Süddeutsche Zeitung

Braucht man das?:24-Stunden-Blutdruckmessung per Armband

Hoher Blutdruck ist ein stiller Killer, das Armband des Schweizer Start-ups Aktiia soll helfen, ihn zu tracken. Ein Test.

Von Thorsten Riedl

Bluthochdruck erhöht das Risiko für Herzinfarkt oder Schlaganfall - wird aber von den Betroffenen selbst oft nicht oder zu spät erkannt. Die Weltgesundheitsorganisation WHO spricht vom "stillen Killer". Dabei würde es schon helfen, den Blutdruck regelmäßig zu überwachen. Mit dieser Idee tritt das Schweizer Start-up Aktiia an. Es hat ein Armband entwickelt, dessen Akku sieben Tage hält, und das rund um die Uhr den Blutdruck misst.

Seit 15 Jahren forschen Mattia Bertschi und Josep Solà am Tech-Forschungszentrum CESM in Neuenburg. Aus der Forschungsarbeit ist ihr Unternehmen Aktiia entstanden. Kernprodukt ist ein Armband, anderthalb Zentimeter breit und aus billig anmutendem Kunststoff, mit einem Blutdruck-Sensor. Dieser nimmt über ein optisches Verfahren das Pulsieren des Blutes unter der Haut auf - und ermittelt durch einen Algorithmus Blutdruck und Ruhepuls.

Das Verfahren wurde laut den Schweizern klinisch validiert und soll in allen möglichen Körperpositionen den Druck ermitteln. Beim klassischen Verfahren mit der Manschette, das Ärzte seit mehr als hundert Jahren fast unverändert nutzen, wird in der Regel im Sitzen gemessen. Eine Manschette befindet sich auch im Lieferumfang des Aktiia Produkts. Anfangs und alle vier Wochen muss der Sensor per Manschetten-Messung kalibriert werden.

Obschon das Unternehmen mit der 24-Stunden-Messung wirbt: In der Praxis wird der Blutdruck nur protokolliert, wenn der Träger des Armbands ruhig sitzt oder liegt. Um das zu festzustellen, besitzt das Aktiia einen Bewegungssensor. Das Band versucht, mindestens einmal pro Stunde zu messen und mittelt dann die Ergebnisse von zwei Messungen. Im besten Fall sind also ein Dutzend Ergebnisse pro Tag zu sehen - in der Regel weit weniger.

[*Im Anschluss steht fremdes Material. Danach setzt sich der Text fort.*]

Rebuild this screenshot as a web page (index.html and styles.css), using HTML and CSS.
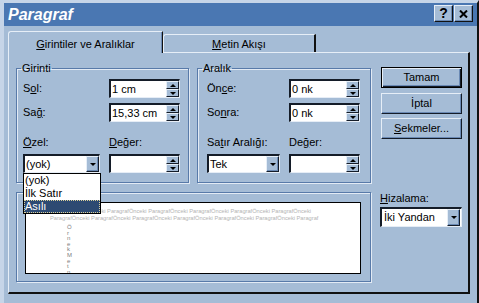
FILE: index.html
```html
<!DOCTYPE html>
<html lang="tr">
<head>
    <meta charset="UTF-8">
    <meta name="viewport" content="width=device-width, initial-scale=1.0">
    <title>Paragraf</title>
    <link rel="stylesheet" href="styles.css">
</head>
<body>

    <div class="window">
        <div class="titlebar">
            <span class="title">Paragraf</span>
            <div class="title-buttons">
                <span class="tbtn help">?</span>
                <span class="tbtn close">
                    <svg width="9" height="8" viewBox="0 0 9 8"><path d="M1 0.5l7 7M8 0.5l-7 7" stroke="#000" stroke-width="2"/></svg>
                </span>
            </div>
        </div>

        <div class="tabs">
            <div class="tab active"><u>G</u>irintiler ve Aralıklar</div>
            <div class="tab"><u>M</u>etin Akışı</div>
        </div>

        <div class="panel">
            <div class="main">
                <div class="groups">
                    <fieldset class="group girinti">
                        <legend>Girinti</legend>
                        <div class="grid">
                            <span class="lbl">S<u>o</u>l:</span>
                            <div class="spin"><span class="value">1 cm</span><span class="arrows"><span class="arrow up"></span><span class="arrow down"></span></span></div>
                            <span class="lbl">Sa<u>ğ</u>:</span>
                            <div class="spin"><span class="value">15,33 cm</span><span class="arrows"><span class="arrow up"></span><span class="arrow down"></span></span></div>
                            <span class="lbl bottom"><u>Ö</u>zel:</span>
                            <span class="lbl bottom"><u>D</u>eğer:</span>
                            <div class="combo open">
                                <span class="value">(yok)</span><span class="drop-btn"></span>
                                <ul class="list">
                                    <li>(yok)</li>
                                    <li>İlk Satır</li>
                                    <li class="selected">Asılı</li>
                                </ul>
                            </div>
                            <div class="spin"><span class="value"></span><span class="arrows"><span class="arrow up"></span><span class="arrow down"></span></span></div>
                        </div>
                    </fieldset>

                    <fieldset class="group aralik">
                        <legend>Aralık</legend>
                        <div class="grid">
                            <span class="lbl">Ön<u>c</u>e:</span>
                            <div class="spin"><span class="value">0 nk</span><span class="arrows"><span class="arrow up"></span><span class="arrow down"></span></span></div>
                            <span class="lbl">So<u>n</u>ra:</span>
                            <div class="spin"><span class="value">0 nk</span><span class="arrows"><span class="arrow up"></span><span class="arrow down"></span></span></div>
                            <span class="lbl bottom">Sa<u>t</u>ır Aralığı:</span>
                            <span class="lbl bottom">De<u>ğ</u>er:</span>
                            <div class="combo"><span class="value">Tek</span><span class="drop-btn"></span></div>
                            <div class="spin"><span class="value"></span><span class="arrows"><span class="arrow up"></span><span class="arrow down"></span></span></div>
                        </div>
                    </fieldset>
                </div>

                <!-- the "Önizleme" caption sits under the open list -->
                <div class="group preview">
                    <div class="preview-box">
                        <div class="pline first">ParagrafÖnceki ParagrafÖnceki ParagrafÖnceki ParagrafÖnceki ParagrafÖnceki ParagrafÖnceki</div>
                        <div class="pline">ParagrafÖnceki ParagrafÖnceki ParagrafÖnceki ParagrafÖnceki ParagrafÖnceki ParagrafÖnceki Paragraf</div>
                        <div class="sample">ÖrnekMetn</div>
                    </div>
                </div>
            </div>

            <div class="side">
                <div class="btn default">Tamam</div>
                <div class="btn">İptal</div>
                <div class="btn"><u>S</u>ekmeler...</div>
                <span class="side-lbl"><u>H</u>izalama:</span>
                <div class="combo wide"><span class="value">İki Yandan</span><span class="drop-btn"></span></div>
            </div>
        </div>
    </div>

</body>
</html>
```

FILE: styles.css
```css
* {
    margin: 0;
    padding: 0;
    box-sizing: border-box;
}

body {
    font-family: "Liberation Sans", Arial, sans-serif;
    font-size: 11px;
    color: #000;
    background: #a5bcd6;
}

u {
    text-decoration: underline;
    text-underline-offset: 1px;
}

.window {
    width: 479px;
    height: 303px;
    background: #a5bcd6;
    border-left: 4px solid #c6d5e8;
    border-top: 3px solid #c6d5e8;
    border-right: 2px solid #111;
    overflow: hidden;
}

/* title bar */
.titlebar {
    height: 23px;
    background: #4a77b2;
    display: flex;
    justify-content: space-between;
    align-items: flex-start;
    padding: 0 4px 0 4px;
}

.title {
    color: #fff;
    font-size: 16px;
    font-weight: bold;
    font-style: italic;
    line-height: 23px;
}

.title-buttons {
    display: flex;
    gap: 1px;
    margin-top: 2px;
}

.tbtn {
    width: 19px;
    height: 17px;
    background: #a5bcd6;
    border-top: 1px solid #e6eef7;
    border-left: 1px solid #e6eef7;
    border-right: 1px solid #111;
    border-bottom: 1px solid #111;
    box-shadow: inset -1px -1px 0 #6a89b4;
    display: flex;
    align-items: center;
    justify-content: center;
}

.help {
    font-size: 14px;
    font-weight: bold;
    line-height: 15px;
}

/* tabs */
.tabs {
    display: flex;
    align-items: flex-end;
    height: 26px;
    padding-left: 4px;
    position: relative;
    z-index: 1;
}

.tab {
    width: 153px;
    height: 18px;
    text-align: center;
    line-height: 15px;
    padding-top: 2px;
    border-top: 1px solid #e6eef7;
    border-left: 1px solid #e6eef7;
    border-right: 2px solid #111;
    border-top-left-radius: 3px;
    background: #a5bcd6;
}

.tab.active {
    width: 155px;
    height: 22px;
    margin-bottom: -1px;
    padding-top: 5px;
    border-right: 1px solid #111;
    box-shadow: inset -1px 0 0 #6a89b4;
}

/* tab page */
.panel {
    margin-left: 4px;
    width: 462px;
    height: 242px;
    border-top: 1px solid #e6eef7;
    border-left: 1px solid #e6eef7;
    border-right: 2px solid #111;
    border-bottom: 2px solid #111;
    padding: 9px 0 0 7px;
    display: flex;
}

.main {
    width: 355px;
}

.groups {
    display: flex;
    gap: 8px;
}

.group {
    border: 1px solid #587aa9;
    box-shadow: inset 1px 1px 0 #e2eaf4, 1px 1px 0 #e2eaf4;
    padding: 4px 0 9px 6px;
}

.group legend {
    margin-left: -2px;
    padding: 0 1px;
    line-height: 13px;
}

.girinti {
    width: 173px;
}

.aralik {
    width: 174px;
}

.grid {
    display: grid;
    grid-template-columns: 77px 71px;
    grid-template-rows: 19px 19px 22px 19px;
    column-gap: 9px;
    row-gap: 5px;
    align-items: center;
}

.aralik .grid {
    margin-left: 3px;
    grid-template-columns: 73px 71px;
}

.lbl {
    line-height: 13px;
    white-space: nowrap;
}

.lbl.bottom {
    align-self: end;
}

/* inputs */
.spin, .combo {
    display: flex;
    height: 19px;
    background: #fff;
    border-top: 2px solid #141c28;
    border-left: 2px solid #141c28;
    border-right: 1px solid #e6edf6;
    border-bottom: 1px solid #e6edf6;
}

.value {
    flex: 1;
    line-height: 16px;
    padding-left: 1px;
    white-space: nowrap;
}

.arrows {
    width: 13px;
    display: flex;
    flex-direction: column;
}

.arrow, .drop-btn {
    flex: 1;
    background: #a5bcd6;
    border-top: 1px solid #e6eef7;
    border-left: 1px solid #e6eef7;
    border-right: 1px solid #141c28;
    border-bottom: 1px solid #141c28;
    display: flex;
    align-items: center;
    justify-content: center;
}

.arrow::after, .drop-btn::after {
    content: "";
    border-left: 3px solid transparent;
    border-right: 3px solid transparent;
}

.arrow.up::after {
    border-bottom: 3px solid #000;
}

.arrow.down::after, .drop-btn::after {
    border-top: 3px solid #000;
}

.drop-btn {
    flex: none;
    width: 13px;
    box-shadow: inset -1px -1px 0 #6a89b4;
}

.combo {
    position: relative;
}

.combo .list {
    position: absolute;
    top: 17px;
    left: -2px;
    width: 78px;
    list-style: none;
    background: #fff;
    border: 1px solid #000;
    z-index: 2;
}

.list li {
    height: 13px;
    line-height: 13px;
    padding-left: 1px;
}

.list li.selected {
    background: #2d4a72;
    color: #fff;
    outline: 1px dotted #d9cf9a;
    outline-offset: -1px;
}

/* preview */
.preview {
    margin-top: 9px;
    padding: 9px 9px 7px 8px;
}

.preview-box {
    height: 72px;
    background: #fff;
    border: 1px solid #000;
    overflow: hidden;
    font-size: 5.7px;
    white-space: nowrap;
}

.pline {
    color: #b4b4b4;
    line-height: 6.5px;
    padding-left: 24px;
}

.pline.first {
    margin-top: 5px;
    padding-left: 40px;
}

.sample {
    width: 4px;
    margin: 4px 0 0 41px;
    white-space: normal;
    word-break: break-all;
    font-size: 6px;
    line-height: 5.6px;
    color: #7e7e7e;
}

/* buttons column */
.side {
    width: 82px;
    margin-left: 9px;
    padding-top: 5px;
    display: flex;
    flex-direction: column;
}

.btn {
    margin-left: 1px;
    height: 21px;
    line-height: 18px;
    text-align: center;
    border-top: 1px solid #e6eef7;
    border-left: 1px solid #e6eef7;
    border-right: 1px solid #141c28;
    border-bottom: 1px solid #141c28;
    box-shadow: inset -1px -1px 0 #6a89b4;
    margin-bottom: 4px;
}

.btn.default {
    border: 1px solid #000;
    box-shadow: inset 1px 1px 0 #e6eef7, inset -1px -1px 0 #141c28, inset -2px -2px 0 #6a89b4;
    margin-bottom: 5px;
}

.side-lbl {
    margin-top: 49px;
    line-height: 13px;
}

.combo.wide {
    margin-top: 2px;
    height: 20px;
}

.combo.wide .value {
    padding-left: 2px;
}

.combo.wide .drop-btn {
    margin-right: 1px;
}
```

Smarte Funktionen fehlen, nicht mal die Zeit zeigt das Aktiia mangels Displays. Die dafür aufgerufenen 200 Euro sind happig - und lohnen sich höchstens für Hypertonie-Patienten. Doch selbst Betroffene werden wichtige Funktionen vermissen, etwa einen Alarm bei anormalem Blutdruck. Das Unternehmen arbeitet nach eigener Darstellung aber einem kostenpflichtigen Premiumservice, der noch tiefer gehende Einblicke bieten soll. Insgesamt wirkt das Produkt noch nicht völlig ausgereift. Zudem werden wohl bald auch handelsübliche Smartwatches, den Blutdruck messen - einige Modelle von Samsung können das schon jetzt, bieten darüber hinaus aber noch viele andere Funktionen.